The following are just a few examples of the cross-disciplinary work that GCJE has supported and facilitated - highlighting the impact the work has had in the world.
For more details of the impacts of other work funded by this Grand Challenge, view all our Justice and Equality projects.
Routes to Opportunity
Funding from the Grand Challenge of Justice & Equality led to a report on access to vocational and technical education for the over- 25s in England.
The report, Routes to Opportunity: Addressing the non-university skills gap in England, was authored by Institute of Education Doctoral candidate Aly Colman.
The report details the skills gap in England: there is a critical shortage of people in skilled trades and insufficient opportunities through retraining and funding for people to be able to do these jobs.
Structurally Unsound - Exploring UK Inequalities
In partnership with the Resolution Foundation and UCL Public Policy, GCJE conducted a year-long project exploring the structural and intersectional nature of inequalities in the UK, bringing together academics, business, the third sector, and policy stakeholders.
The collaboration culminated in a major report published in October 2019, entitled Structurally Unsound.
The report combines research and evidence on inequalities in the UK, with the aim of facilitating informed and joined-up policy-making as well as outlining key evidence gaps, and setting out five key approaches for equity.
Future of the Welfare State
The Right Hon Ed Miliband MP hosted a discussion on the future of the UK’s welfare state, with experts in global health, psychiatry and social science, asking whether the welfare state is fit for the challenges of the twenty-first century.
Professors Anthony Costello (UCL Global Health) and Helen Killaspy (UCL Psychiatry) were among the experts discussing the importance of facilitating social groups in communities and adopting innovative, radical approaches to tackle major policy challenges.
Global Migration, Local Impact
A small grant allowed researchers to examine the impact of migration and attitudes towards migrants on the small Italian island of Lampedusa.
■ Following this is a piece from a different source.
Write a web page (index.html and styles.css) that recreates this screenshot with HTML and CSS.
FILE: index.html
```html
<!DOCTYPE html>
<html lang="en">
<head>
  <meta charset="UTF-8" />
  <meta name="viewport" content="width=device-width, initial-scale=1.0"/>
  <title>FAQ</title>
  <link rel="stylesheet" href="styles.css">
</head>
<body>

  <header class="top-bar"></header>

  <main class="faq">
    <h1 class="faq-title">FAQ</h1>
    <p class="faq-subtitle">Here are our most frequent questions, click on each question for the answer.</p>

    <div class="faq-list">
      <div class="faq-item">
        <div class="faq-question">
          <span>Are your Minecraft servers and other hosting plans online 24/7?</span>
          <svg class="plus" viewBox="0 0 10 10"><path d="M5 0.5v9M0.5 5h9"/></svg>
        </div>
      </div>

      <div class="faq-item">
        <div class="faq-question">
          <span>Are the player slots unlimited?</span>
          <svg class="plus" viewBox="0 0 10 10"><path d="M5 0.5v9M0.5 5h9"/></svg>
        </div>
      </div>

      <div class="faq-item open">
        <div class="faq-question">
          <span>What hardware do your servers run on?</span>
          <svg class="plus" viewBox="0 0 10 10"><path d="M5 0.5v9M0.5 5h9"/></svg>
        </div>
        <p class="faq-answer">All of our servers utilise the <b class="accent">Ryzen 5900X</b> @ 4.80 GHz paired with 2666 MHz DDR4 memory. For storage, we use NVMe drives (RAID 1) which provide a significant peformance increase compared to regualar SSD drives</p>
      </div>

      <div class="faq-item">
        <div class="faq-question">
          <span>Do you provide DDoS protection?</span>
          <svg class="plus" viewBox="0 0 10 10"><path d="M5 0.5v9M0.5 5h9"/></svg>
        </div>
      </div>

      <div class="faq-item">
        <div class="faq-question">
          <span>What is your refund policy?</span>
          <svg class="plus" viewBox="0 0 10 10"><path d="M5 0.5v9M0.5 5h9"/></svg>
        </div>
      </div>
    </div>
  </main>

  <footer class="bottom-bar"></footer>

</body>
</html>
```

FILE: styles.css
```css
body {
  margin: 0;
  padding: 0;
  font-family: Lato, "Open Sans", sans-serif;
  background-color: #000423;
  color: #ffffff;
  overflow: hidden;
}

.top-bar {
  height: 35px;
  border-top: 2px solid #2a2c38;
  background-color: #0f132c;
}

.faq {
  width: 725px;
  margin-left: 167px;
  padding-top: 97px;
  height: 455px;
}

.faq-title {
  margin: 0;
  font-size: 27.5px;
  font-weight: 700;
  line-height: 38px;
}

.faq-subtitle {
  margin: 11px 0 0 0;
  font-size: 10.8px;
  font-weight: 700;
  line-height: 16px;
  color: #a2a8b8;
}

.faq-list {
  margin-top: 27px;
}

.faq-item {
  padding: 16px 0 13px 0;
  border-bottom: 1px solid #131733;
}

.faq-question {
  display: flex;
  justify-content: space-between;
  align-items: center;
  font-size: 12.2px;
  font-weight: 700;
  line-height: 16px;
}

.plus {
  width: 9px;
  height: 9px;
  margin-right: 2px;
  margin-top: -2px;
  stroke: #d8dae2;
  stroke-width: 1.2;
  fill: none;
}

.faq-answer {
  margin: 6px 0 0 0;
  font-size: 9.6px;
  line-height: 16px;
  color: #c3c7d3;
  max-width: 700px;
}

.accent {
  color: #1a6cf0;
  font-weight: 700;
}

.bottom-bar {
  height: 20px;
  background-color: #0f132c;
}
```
As part of the project, Dr Michela Franceschelli, UCL Institute of Education produced a documentary, CCÀ SEMU - Here we are, lives on hold in Lampedusa.
The film was launched at a sold-out event at the Bloomsbury Theatre and won Best Documentary prize at the 2018 Taormina Film Festival and subsequently was screened at festivals around Europe.
The project was also awarded funding by ESRC Festival of Social Science to be included in an event on ‘Art and Migration in the Mediterranean Sea’ at the Horniman Museum in London.
Understanding 'Left-behind' Places
A small grant enabled a pilot project focused on the village of Sacriston in County Durham, undertaken in conjunction with Durham Miners' Association, to develop an interdisciplinary, multi-annual, large-scale programme of ‘deep-place’ research and action to obtain a rich, historically-grounded understanding of the long-term trajectory of a so-called 'left-behind' place.
The project developed networks with local actors and considered how new solutions aimed at improving social and economic conditions can be co-produced with local communities using expertise at UCL and elsewhere.
Barriers to Justice
A small grant funded a report into accessing the judicial review courts in the UK. The project, co-produced by Dr Lisa Vanhala, Associate Professor in Political Science, Dr Tom Hickman, Reader in Public Law at UCL Laws, and the legal charity the Public Law Project, sought to examine questions of finance around the judicial review process, with a final report authored by Joe Tomlinson and Ravi Low-Beer and published by PLP.
The report called for a "thorough and even-handed inquiry concerning financial barriers to accessing judicial review". The report has necessarily had significant implications for policy.
UK Network on the Prohibition of Torture
Support from Grand Challenge Justice and Equality enabled the establishment of a network of practitioners, policymakers, and researchers with a professional and/or scholarly interest in actively contributing to torture prohibition.
The network offers cross-disciplinary insight on torture prohibition and draws on the complementary strengths of participants spanning diverse sectors, organisations and disciplines.
The project, led by UCL academics from the Faculty of Laws, the Global Governance Institute and the Institute of the Americas, published a comprehensive report, The Prohibition of Torture: Future Priorities for Research, Policy and Practice.